Today Matters » Lens of Positivity

Lens of Positivity

SmileOctober 5, 2018
While we try as human beings to always look on the bright side, there remains the possibility of finding something negative in most situations. Scientifically, you can find competing elements in practically everything in life. It’s inherent, embedded in who we are as people to notice differences, to compare ourselves to one another, to realistically look at situations and then reduce our deductions to positive or negative.
 
Sometimes things happen that the majority of us may perceive as bad nor negative. It doesn’t mean we’re not a positive person if we see it this way. In fact, sometimes it takes courage to see the bad in situations and despite it, choose to move forward with a positive mindset.
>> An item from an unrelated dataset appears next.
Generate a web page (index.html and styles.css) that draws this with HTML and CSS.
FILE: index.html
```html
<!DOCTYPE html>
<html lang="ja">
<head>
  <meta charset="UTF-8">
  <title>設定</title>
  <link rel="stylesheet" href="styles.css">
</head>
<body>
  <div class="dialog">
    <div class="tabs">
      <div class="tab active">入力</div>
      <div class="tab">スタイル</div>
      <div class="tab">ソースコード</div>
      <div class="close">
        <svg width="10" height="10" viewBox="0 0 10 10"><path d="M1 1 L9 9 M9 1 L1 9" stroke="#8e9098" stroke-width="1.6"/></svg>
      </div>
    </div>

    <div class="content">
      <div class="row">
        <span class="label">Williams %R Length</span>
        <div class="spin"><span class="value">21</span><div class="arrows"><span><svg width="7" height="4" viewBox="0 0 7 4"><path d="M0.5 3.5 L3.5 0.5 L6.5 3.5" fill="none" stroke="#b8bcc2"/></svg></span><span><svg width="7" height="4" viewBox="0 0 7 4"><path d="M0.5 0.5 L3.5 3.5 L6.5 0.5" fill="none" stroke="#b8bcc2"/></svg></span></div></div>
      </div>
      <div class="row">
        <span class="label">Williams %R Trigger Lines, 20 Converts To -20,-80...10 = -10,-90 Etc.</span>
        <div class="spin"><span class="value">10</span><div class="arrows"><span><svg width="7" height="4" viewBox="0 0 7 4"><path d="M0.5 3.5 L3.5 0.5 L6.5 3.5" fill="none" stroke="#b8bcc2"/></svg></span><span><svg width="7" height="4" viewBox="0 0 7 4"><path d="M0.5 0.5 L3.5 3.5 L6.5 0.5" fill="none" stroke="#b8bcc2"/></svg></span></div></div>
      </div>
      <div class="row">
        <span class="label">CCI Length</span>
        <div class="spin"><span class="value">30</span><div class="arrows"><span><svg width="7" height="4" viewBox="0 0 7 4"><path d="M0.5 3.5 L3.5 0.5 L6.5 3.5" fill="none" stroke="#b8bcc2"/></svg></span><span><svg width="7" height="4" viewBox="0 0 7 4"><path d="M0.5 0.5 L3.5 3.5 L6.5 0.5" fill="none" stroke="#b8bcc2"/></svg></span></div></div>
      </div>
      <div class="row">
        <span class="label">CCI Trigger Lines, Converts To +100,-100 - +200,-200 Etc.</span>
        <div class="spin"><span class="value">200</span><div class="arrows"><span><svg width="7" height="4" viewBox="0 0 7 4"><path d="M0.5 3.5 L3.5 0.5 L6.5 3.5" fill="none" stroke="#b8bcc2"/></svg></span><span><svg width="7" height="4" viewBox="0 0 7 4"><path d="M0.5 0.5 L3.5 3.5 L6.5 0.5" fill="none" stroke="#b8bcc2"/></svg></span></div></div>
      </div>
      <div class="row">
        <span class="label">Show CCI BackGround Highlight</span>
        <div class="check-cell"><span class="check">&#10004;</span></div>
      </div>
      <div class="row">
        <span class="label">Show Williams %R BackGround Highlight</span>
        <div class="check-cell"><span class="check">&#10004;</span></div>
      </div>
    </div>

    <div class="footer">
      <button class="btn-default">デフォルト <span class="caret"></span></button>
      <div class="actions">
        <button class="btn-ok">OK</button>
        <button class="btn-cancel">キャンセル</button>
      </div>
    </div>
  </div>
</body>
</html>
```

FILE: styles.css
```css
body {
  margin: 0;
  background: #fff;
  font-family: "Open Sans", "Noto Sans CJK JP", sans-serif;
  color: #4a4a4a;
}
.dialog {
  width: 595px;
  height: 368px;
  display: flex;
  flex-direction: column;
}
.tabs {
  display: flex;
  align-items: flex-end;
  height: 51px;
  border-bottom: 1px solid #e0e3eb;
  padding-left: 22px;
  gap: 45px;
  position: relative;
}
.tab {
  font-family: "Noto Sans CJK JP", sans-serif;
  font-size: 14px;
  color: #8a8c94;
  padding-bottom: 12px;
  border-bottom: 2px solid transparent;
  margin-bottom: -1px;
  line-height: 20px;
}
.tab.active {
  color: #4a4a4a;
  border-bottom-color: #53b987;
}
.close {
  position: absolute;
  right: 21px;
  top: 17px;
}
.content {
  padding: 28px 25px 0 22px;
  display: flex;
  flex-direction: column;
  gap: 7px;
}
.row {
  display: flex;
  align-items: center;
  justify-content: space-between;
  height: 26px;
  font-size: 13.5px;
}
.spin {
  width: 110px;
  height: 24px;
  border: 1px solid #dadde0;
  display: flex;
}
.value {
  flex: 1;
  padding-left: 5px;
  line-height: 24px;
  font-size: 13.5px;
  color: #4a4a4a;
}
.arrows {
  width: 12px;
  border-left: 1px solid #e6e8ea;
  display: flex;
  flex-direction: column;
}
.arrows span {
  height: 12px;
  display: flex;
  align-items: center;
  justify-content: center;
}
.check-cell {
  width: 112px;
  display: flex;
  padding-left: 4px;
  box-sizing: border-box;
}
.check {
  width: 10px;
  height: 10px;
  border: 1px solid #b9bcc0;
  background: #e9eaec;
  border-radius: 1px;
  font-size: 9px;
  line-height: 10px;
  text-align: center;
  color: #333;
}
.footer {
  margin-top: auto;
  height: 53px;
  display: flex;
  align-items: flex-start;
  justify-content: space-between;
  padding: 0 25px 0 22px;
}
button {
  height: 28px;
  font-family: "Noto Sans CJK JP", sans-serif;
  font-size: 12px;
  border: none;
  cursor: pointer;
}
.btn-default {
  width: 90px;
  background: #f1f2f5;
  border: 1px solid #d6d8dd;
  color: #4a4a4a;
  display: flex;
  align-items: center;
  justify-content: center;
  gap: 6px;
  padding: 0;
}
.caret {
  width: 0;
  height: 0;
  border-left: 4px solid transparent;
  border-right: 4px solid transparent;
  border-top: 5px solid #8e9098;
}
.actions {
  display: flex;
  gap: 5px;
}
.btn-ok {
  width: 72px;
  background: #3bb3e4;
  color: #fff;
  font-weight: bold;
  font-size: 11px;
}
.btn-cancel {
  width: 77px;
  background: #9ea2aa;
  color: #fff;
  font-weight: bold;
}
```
With the advent of the internet and growing social media streams, we live in a world where we are bombarded by messaging, images, information, and points of view. What used to occur as natural conversation at work in regards to a news event that may have been reported on television or in the newspaper, now occurs as a bombardment of continuously occurring news, an ever moving stream of opinion, commentary, and updates. It affects our mindset, our places of work, our relationships with other people, our schools, and more. In fact, in particular if the news is of a negative or upsetting nature, it can actually close the mind to possibilities and restrict our thinking, simply because there is too much to process with too many constant updates and changing details.
 
The challenge is to view friendships, work colleagues, our jobs, family, and our daily interactions and experiences through a lens of positivity. It’s not that the negative or upsetting news isn’t seen or heard, it’s that the decision was made to no longer perseverate on it. We are a collection of our thoughts and if they are positive, this creeps into who we are and helps define us. Most people would report that they’d rather be around someone who is positive, enjoys life, and is fun rather than pessimistic, dark, and full of negative commentary. This doesn’t mean a positive person is unrealistic; just that they consistently work on balancing the competing messages and events of life with functioning the best they can, in spite of it.
 
A good quick read on positivity can be found at https://jamesclear.com/positive-thinking. Within his article, he references the work of Barbara Fredrickson’s, “The Broaden-and-Build theory of Positive Emotions,” from the Department of Psychology at the University of Michigan. She concludes positive emotions broaden your sense of possibilities and open your mind, which in turn allows you to build new skills and resources that can provide value in other areas of your life.
 
Doesn’t that sound great! Doesn’t that sound fulfilling and satisfying? By focusing on the positives, in the context of schools and in working with children, we’re giving our students the opportunity to build new skills and resources that they can use later in their life. Further, education can be defined as the process of receiving or giving systematic instruction; an enlightening experience. Wow, being positive and the role of education are extraordinarily similar and most definitely linked together. This is the environment we are creating for the children of Forest Ridge School District 142. We are creating a positive place where children are safe to learn the tools they will need later in their lives. This is how positivity can favorably or optimistically affect us and the education we provide our children.
 
Forest Ridge School District 142 is a place “Where Children Always Come First.”